(Data extracted from a collection)
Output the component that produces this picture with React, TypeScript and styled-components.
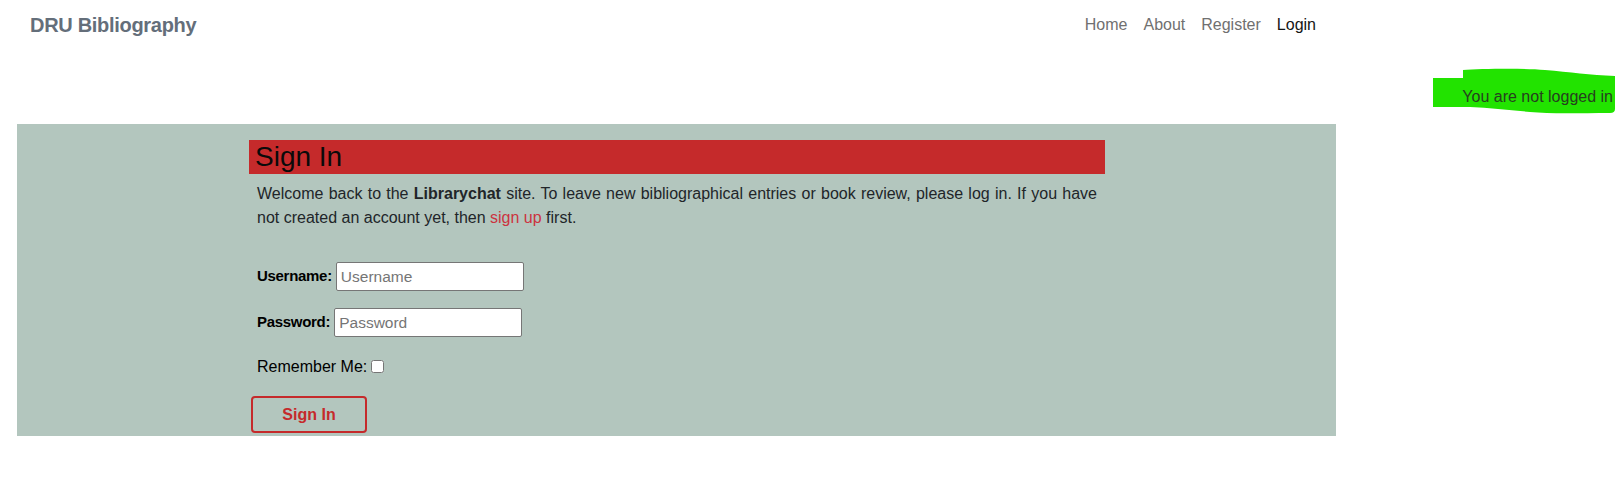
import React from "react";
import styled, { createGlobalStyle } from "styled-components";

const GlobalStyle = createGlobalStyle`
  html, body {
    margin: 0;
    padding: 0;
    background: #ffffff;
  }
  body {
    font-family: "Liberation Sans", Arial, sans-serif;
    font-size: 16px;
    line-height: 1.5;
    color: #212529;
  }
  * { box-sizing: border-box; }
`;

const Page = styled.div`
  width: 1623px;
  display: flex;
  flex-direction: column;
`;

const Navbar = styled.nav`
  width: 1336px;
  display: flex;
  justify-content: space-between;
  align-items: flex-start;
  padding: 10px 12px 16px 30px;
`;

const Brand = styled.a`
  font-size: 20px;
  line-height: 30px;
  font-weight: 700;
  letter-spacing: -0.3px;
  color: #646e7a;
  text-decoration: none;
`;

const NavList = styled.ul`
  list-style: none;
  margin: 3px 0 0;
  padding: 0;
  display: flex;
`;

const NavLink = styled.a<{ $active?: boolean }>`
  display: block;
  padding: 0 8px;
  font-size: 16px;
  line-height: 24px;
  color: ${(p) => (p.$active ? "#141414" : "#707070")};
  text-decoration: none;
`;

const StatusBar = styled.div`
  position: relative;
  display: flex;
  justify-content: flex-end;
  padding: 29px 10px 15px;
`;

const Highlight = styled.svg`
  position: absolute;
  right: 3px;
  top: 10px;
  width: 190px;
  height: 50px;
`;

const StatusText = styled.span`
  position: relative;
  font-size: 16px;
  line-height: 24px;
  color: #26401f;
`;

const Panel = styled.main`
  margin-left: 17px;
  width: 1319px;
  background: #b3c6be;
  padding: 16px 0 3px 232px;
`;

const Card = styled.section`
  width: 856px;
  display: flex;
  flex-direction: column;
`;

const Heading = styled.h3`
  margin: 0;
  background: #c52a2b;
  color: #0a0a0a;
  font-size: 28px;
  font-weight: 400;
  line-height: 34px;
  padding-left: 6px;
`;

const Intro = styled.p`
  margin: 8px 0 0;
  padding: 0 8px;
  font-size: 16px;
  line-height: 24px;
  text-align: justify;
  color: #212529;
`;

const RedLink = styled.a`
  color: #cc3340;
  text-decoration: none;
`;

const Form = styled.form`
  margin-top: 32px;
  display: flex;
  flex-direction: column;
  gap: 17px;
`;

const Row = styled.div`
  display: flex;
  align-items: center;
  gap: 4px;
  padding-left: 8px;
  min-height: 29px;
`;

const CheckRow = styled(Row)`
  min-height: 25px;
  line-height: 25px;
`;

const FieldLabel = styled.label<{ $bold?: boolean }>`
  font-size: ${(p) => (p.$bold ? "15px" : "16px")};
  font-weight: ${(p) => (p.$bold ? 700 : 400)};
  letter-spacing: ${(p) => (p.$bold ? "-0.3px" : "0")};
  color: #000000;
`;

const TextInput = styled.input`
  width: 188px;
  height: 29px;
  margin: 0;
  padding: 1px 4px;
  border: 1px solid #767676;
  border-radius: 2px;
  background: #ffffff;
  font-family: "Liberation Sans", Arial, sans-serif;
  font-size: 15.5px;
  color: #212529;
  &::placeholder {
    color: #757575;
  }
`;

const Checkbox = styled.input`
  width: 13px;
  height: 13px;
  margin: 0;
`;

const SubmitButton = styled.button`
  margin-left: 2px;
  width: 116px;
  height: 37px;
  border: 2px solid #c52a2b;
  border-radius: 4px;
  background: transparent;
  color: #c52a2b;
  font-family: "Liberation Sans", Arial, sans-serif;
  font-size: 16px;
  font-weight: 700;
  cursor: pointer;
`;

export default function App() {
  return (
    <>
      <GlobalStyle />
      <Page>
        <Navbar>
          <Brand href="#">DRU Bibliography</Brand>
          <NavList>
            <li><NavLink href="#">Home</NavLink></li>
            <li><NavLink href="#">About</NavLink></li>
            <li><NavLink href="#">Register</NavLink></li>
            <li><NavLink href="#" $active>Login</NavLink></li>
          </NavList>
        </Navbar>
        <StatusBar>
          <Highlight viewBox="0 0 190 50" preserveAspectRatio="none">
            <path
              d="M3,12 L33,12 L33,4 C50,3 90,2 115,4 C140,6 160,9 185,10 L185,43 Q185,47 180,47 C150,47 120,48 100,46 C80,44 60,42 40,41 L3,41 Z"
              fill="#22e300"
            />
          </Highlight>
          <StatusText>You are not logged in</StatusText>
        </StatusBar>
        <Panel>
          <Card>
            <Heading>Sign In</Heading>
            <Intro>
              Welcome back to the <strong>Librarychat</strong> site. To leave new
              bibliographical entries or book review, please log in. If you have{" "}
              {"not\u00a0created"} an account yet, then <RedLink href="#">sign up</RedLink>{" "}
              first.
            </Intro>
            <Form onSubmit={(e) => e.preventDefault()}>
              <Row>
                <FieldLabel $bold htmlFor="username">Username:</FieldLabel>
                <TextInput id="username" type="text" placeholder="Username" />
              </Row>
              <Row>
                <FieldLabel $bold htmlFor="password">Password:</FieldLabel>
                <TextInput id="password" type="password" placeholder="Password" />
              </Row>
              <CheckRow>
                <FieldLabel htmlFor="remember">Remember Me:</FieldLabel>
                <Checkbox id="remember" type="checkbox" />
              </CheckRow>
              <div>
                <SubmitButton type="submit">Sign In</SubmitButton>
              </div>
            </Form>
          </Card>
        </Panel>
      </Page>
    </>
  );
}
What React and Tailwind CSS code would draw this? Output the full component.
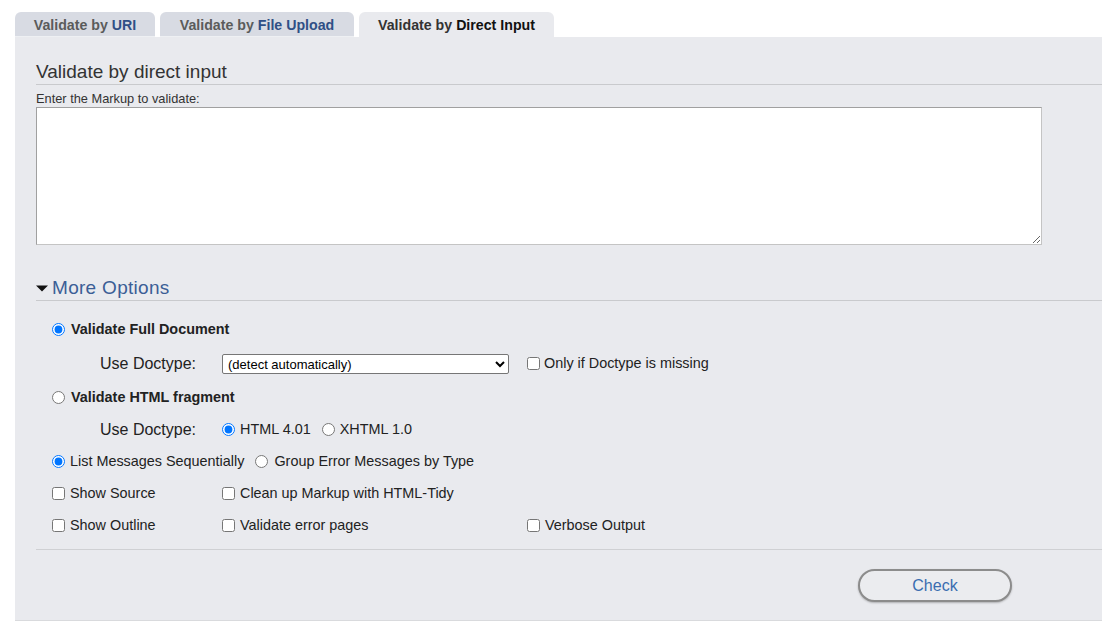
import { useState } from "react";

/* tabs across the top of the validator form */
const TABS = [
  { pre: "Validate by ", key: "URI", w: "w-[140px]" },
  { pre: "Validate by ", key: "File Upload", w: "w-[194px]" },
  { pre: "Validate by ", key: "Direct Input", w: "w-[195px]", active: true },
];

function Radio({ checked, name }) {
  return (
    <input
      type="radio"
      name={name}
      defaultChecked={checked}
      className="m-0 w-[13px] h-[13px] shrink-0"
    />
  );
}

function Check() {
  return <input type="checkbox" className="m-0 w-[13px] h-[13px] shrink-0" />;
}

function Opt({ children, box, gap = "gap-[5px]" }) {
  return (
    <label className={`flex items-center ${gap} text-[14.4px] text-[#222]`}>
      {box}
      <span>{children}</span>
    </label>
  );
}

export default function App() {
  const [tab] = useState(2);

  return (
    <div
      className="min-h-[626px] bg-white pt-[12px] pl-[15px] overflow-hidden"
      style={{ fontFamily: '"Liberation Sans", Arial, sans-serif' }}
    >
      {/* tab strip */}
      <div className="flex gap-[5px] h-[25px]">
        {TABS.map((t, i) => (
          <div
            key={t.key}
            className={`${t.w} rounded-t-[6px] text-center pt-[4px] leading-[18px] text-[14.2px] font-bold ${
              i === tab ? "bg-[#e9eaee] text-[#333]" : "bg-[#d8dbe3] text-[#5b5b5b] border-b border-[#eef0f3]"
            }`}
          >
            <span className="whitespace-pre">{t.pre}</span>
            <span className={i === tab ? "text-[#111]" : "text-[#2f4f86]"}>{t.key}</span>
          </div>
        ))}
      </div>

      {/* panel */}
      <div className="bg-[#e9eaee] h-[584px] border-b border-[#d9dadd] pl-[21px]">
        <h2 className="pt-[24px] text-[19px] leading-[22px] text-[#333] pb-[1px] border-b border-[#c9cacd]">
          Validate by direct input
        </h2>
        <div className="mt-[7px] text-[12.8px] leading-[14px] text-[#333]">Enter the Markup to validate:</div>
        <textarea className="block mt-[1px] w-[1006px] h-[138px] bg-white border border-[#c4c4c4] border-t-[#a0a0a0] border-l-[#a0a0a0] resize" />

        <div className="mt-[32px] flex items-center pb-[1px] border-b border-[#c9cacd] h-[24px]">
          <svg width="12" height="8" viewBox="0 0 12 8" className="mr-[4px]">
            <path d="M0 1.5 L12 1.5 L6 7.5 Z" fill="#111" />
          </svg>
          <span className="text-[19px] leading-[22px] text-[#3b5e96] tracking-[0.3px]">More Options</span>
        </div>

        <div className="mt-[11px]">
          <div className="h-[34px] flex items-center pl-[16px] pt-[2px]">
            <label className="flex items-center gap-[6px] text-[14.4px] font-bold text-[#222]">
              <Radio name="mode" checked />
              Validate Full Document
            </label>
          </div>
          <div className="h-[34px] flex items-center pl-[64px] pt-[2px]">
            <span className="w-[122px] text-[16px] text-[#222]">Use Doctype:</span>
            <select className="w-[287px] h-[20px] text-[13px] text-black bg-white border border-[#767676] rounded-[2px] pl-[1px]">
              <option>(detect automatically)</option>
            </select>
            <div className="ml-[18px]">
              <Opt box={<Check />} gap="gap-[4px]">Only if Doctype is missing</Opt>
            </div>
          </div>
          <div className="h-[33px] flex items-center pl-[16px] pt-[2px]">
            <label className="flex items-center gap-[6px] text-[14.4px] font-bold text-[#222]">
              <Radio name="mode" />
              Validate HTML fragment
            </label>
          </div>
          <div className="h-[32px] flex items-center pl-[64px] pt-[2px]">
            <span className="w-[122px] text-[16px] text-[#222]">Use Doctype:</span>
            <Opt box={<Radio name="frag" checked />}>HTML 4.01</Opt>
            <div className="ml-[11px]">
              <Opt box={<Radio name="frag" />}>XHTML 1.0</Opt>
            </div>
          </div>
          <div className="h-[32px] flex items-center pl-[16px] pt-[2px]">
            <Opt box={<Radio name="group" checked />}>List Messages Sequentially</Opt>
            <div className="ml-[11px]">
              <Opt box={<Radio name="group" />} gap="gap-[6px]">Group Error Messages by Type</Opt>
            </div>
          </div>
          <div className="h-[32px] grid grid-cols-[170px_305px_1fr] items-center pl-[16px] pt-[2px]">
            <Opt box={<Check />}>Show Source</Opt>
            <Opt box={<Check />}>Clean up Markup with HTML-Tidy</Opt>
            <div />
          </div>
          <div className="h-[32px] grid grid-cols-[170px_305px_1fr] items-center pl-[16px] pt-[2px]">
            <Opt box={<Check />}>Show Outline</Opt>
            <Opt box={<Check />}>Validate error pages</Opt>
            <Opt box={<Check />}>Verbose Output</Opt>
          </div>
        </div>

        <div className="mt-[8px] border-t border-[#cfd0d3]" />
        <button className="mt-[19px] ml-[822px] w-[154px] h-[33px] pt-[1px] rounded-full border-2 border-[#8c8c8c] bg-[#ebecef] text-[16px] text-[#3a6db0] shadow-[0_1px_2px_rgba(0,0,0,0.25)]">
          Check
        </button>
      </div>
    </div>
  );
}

**To do**
Set down the lines running from the one with "What React and" through the one with "mt-[1px] w-[1006px] h-[138px]", both ends kept, exactly and with no pictures.

**Exercise answer**
What React and Tailwind CSS code would draw this? Output the full component.
import { useState } from "react";

/* tabs across the top of the validator form */
const TABS = [
  { pre: "Validate by ", key: "URI", w: "w-[140px]" },
  { pre: "Validate by ", key: "File Upload", w: "w-[194px]" },
  { pre: "Validate by ", key: "Direct Input", w: "w-[195px]", active: true },
];

function Radio({ checked, name }) {
  return (
    <input
      type="radio"
      name={name}
      defaultChecked={checked}
      className="m-0 w-[13px] h-[13px] shrink-0"
    />
  );
}

function Check() {
  return <input type="checkbox" className="m-0 w-[13px] h-[13px] shrink-0" />;
}

function Opt({ children, box, gap = "gap-[5px]" }) {
  return (
    <label className={`flex items-center ${gap} text-[14.4px] text-[#222]`}>
      {box}
      <span>{children}</span>
    </label>
  );
}

export default function App() {
  const [tab] = useState(2);

  return (
    <div
      className="min-h-[626px] bg-white pt-[12px] pl-[15px] overflow-hidden"
      style={{ fontFamily: '"Liberation Sans", Arial, sans-serif' }}
    >
      {/* tab strip */}
      <div className="flex gap-[5px] h-[25px]">
        {TABS.map((t, i) => (
          <div
            key={t.key}
            className={`${t.w} rounded-t-[6px] text-center pt-[4px] leading-[18px] text-[14.2px] font-bold ${
              i === tab ? "bg-[#e9eaee] text-[#333]" : "bg-[#d8dbe3] text-[#5b5b5b] border-b border-[#eef0f3]"
            }`}
          >
            <span className="whitespace-pre">{t.pre}</span>
            <span className={i === tab ? "text-[#111]" : "text-[#2f4f86]"}>{t.key}</span>
          </div>
        ))}
      </div>

      {/* panel */}
      <div className="bg-[#e9eaee] h-[584px] border-b border-[#d9dadd] pl-[21px]">
        <h2 className="pt-[24px] text-[19px] leading-[22px] text-[#333] pb-[1px] border-b border-[#c9cacd]">
          Validate by direct input
        </h2>
        <div className="mt-[7px] text-[12.8px] leading-[14px] text-[#333]">Enter the Markup to validate:</div>
        <textarea className="block mt-[1px] w-[1006px] h-[138px] bg-white border border-[#c4c4c4] border-t-[#a0a0a0] border-l-[#a0a0a0] resize" />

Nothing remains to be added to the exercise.